Imagine you want to buy a product online:

  1. It costs a couple dollars, comes in the mail the next day, and if it’s the wrong size, you return it, otherwise you pay the bill that’s attached.
  2. Or it costs a fortune. You wait for a few weeks until the seller’s brother has time to fly to your neck of the woods. He arrives together with his bodyguard, who has one hand on her gun while you try on the product. You find that it fits. You take it off again, careful not to pull out the tubes. The bodyguard waits a few meters away with the product while you pay the brother. The brother meticulously checks the genuineness of the bills, then makes a sign to the bodyguard. Both take off quickly and you run over to your product so it won’t get stolen.

If the store trusts with sufficiently high probability that you’ll pay, it can afford to implement the first procedure, which is much more efficient as it’s faster, cheaper, and doesn’t require special, unusually trusted staff like a brother. That also makes it more robust as business doesn’t break down when the brother gets sick.

There’s even this pretty decent correlation between trust and GDP, but I suppose there the causation likely runs both ways.

So my take-away has been that whenever we behave less nicely than our cooperation partners would’ve expected us to, there’s a risk that they’ll notice and update downward on how nicely they can expect someone like you (not just you) to act. That gradually erodes trust and increases anomie. It doesn’t always backfire, but the expected backfiring is nonzero. In the limit, it destroys civilizations.

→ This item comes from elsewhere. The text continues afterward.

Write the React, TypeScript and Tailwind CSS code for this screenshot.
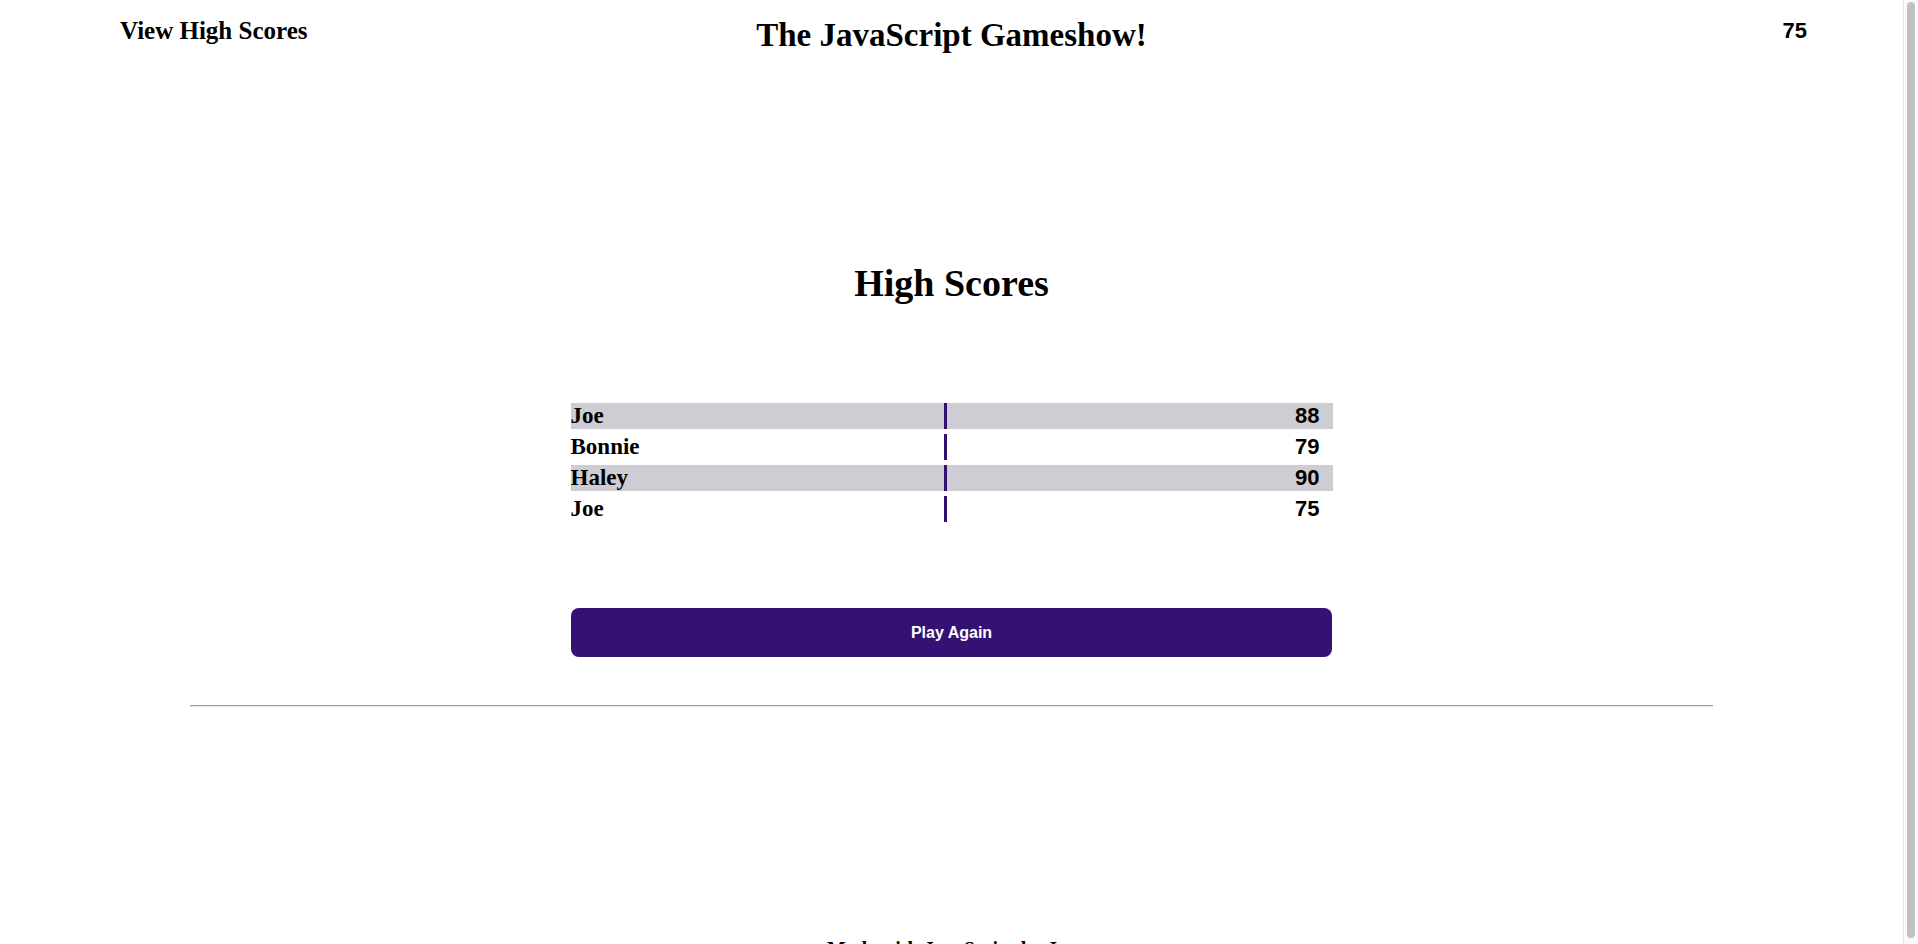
const scores = [
  { name: "Joe", score: 88 },
  { name: "Bonnie", score: 79 },
  { name: "Haley", score: 90 },
  { name: "Joe", score: 75 },
];

function Header() {
  return (
    <header className="grid grid-cols-3 items-start pt-[16px]">
      <a className="ml-[120px] mt-[1px] text-[25px] leading-[28px] font-bold cursor-pointer whitespace-nowrap">
        View High Scores
      </a>
      <h1 className="justify-self-center text-[33px] leading-[38px] font-bold whitespace-nowrap">
        The JavaScript Gameshow!
      </h1>
      <div className="justify-self-end mr-[96px] mt-[2px] font-['Liberation_Sans',Arial,sans-serif] text-[22px] leading-[26px] font-bold">
        75
      </div>
    </header>
  );
}

function ScoreTable() {
  return (
    <div className="mx-auto mt-[99px] flex w-[762px] flex-col gap-[5px]">
      {scores.map((s, i) => (
        <div
          key={i}
          className={`flex h-[26px] items-stretch ${i % 2 === 0 ? "bg-[#cecdd3]" : "bg-white"}`}
        >
          <div className="w-[373px] text-[23px] leading-[26px] font-bold">{s.name}</div>
          <div className="flex-1 border-l-[3px] border-[#33126f] pr-[13px] text-right font-['Liberation_Sans',Arial,sans-serif] text-[22px] leading-[26px] font-bold">
            {s.score}
          </div>
        </div>
      ))}
    </div>
  );
}

// page scroll track on the right edge
function ScrollTrack() {
  return (
    <div className="flex w-[15px] shrink-0 justify-center border-l border-[#e8e8e8] bg-[#fafafa] pt-[2px]">
      <div className="h-[936px] w-[8px] rounded-full bg-[#c1c1c1]" />
    </div>
  );
}

export default function App() {
  return (
    <div className="flex h-[944px] overflow-hidden bg-white font-['Liberation_Serif','Times_New_Roman',serif] text-black">
      <div className="w-[1903px] shrink-0">
        <Header />
        <main className="flex flex-col">
          <h2 className="mt-[208px] text-center text-[38px] leading-[42px] font-bold">High Scores</h2>
          <ScoreTable />
          <button className="mx-auto mt-[86px] h-[49px] w-[761px] rounded-lg bg-[#331273] font-['Liberation_Sans',Arial,sans-serif] text-[16px] font-bold text-white">
            Play Again
          </button>
          <hr className="mx-auto mt-[48px] w-[80%] border-t border-b border-t-[#a0a0a0] border-b-[#e6e6e6]" />
        </main>
        <footer className="mt-[230px] text-center text-[20px] leading-[24px] font-bold">
          Made with JavaScript by Joe
        </footer>
      </div>
      <ScrollTrack />
    </div>
  );
}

There’s not just one civilization but many nested quasi-civilizations: families, relationships, friend groups, companies, communities, countries, etc. If they are small or young, or if you’re in a powerful position in them, the risk of destroying them is high. If the opposite is the case, the risk is lower.

Conversely, whenever someone asks more nicely than their cooperation partner would’ve expected them too, and the cooperation partner doesn’t exploit or free-ride on that niceness, you have a chance to improve civilization or your part of it. This is a bit risky, too, in that you open yourself up to exploitation and the other may overgeneralize from the experience and may be exploited by someone else later. But whenever one can afford to, it seems superior to me to err slightly in the direction of greater niceness than warranted than less niceness than warranted.

It may also be that you have to trade off great gains (say, suffering reduction) against niceness or even niceness against niceness, say, if you can only be nice to one of two parties who consider each other enemies. Here I warn of four dangers: (1) underestimating the value of civilization for you and your goal; (2) underestimating your expected negative influence especially on small civilizations like communities, companies, and relationships; (3) falling prey to a false dilemma, because usually there is a third alternative better than either of the first two; (4) not taking into account what evidence this gives you of the behavior of those others who think similarly to you but may have opposite goals from you.

So that’s why I want to be nice.

Finally, note that there are at least two different kinds of niceness, so depending on which one comes naturally to you, you need to take special care when interacting with those who are used to the other kind.

Can I ask you something?

Frequency: Approximately 1,440,000 Google results by 2020-08-02. The interest is currently highest in Pakistan (among countries where English queries are likely to be used) according to Google Trends.

Sure. I’m a bit annoyed with the usual process:

  1. Try to think of an excuse why you’re contacting the person.
  2. Try to think of social padding to cushion the question.
  3. “Can you imagine smells?”

Stage 1 kills off a felt 99% of contact attempts, stage 2 is time consuming, and so a lot of interesting questions don’t get asked.

Maybe the world would be an ever so slightly better place if more people had an entry in their FAQs to license padding-less questions. This is mine. The same goes for non-question statements, e.g., “I can’t imagine smells.”